Senior social work major Isabella Pedersen found the evening informative.

“I really appreciated REC’s willingness to have conversations about how white students can be allies in this movement and their willingness to answer questions and take time to educate us,” she said.

Related: REC, students from Iowa and ISU attend Board of Regents meeting

In coordination with similar student organizations from universities across Iowa, members of REC attended the  public comment portion of the Board of Regents committee meeting at 3:30 p.m. on Wednesday, November 13 in the Commons Ballroom.

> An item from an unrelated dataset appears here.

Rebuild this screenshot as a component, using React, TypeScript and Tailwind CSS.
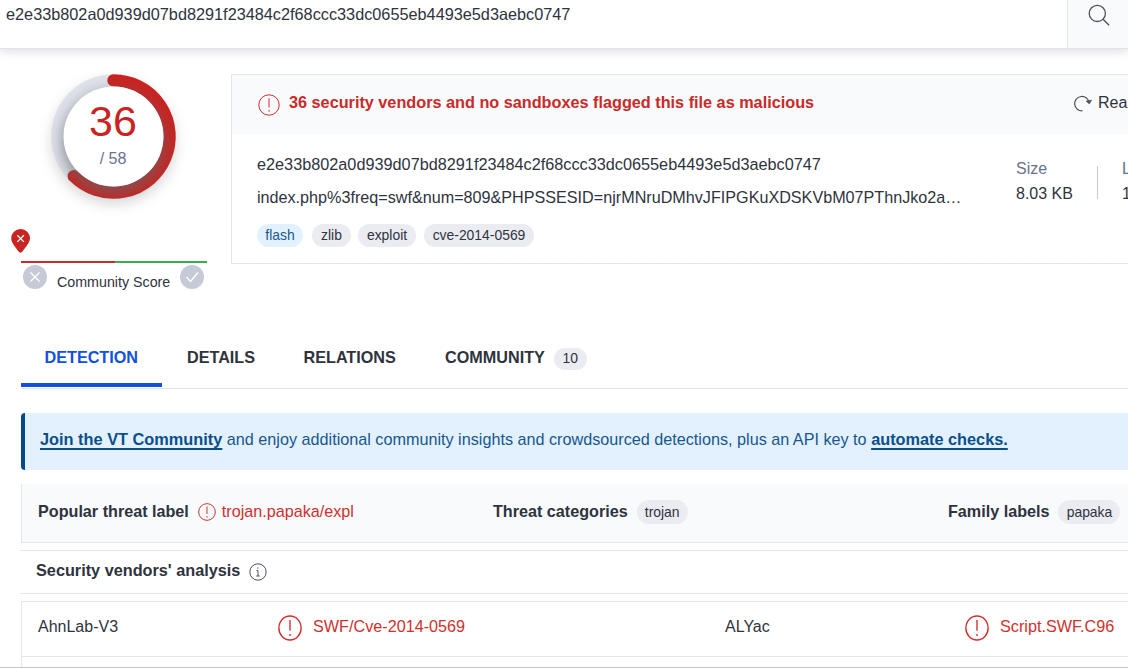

Representatives from the “Does UIowa Love Me?” movement and Iowa State Students Against Racism joined REC at the meeting, along with members of statewide grassroots student organization Iowa Student Action. Becky Hawbaker, president of UNI United Faculty, also spoke on behalf of the assembled students.

REC member Gisselle Hererra, a senior social work major, delivered a statement on behalf of REC, addressing Board of Regents executives and representatives from all three of Iowa’s public universities.

“Students of color need to be recognized as integral parts of the university community – not just another source of revenue. Furthermore, the amount of control that the Board of Regents exercises over decisions that will ultimately impact students, with absolutely no racial diversity and little student representation, is fundamentally undemocratic and damaging to the experiences of students,” she said. “We are demanding a town hall meeting with the Board to have student voices be heard and that equitable and swift action will be taken.”

At the conclusion of the public comment portion of the meeting, Carroll asked Board of Regents members if they would be willing to meet with members of the student organizations in a town hall.

When silence followed her question, she reiterated, “Will you meet with us? Yes or no?”

The question was again met with silence.

“You have underestimated the power of students for far too long,” said Carroll as the assembled students filed out of the ballroom.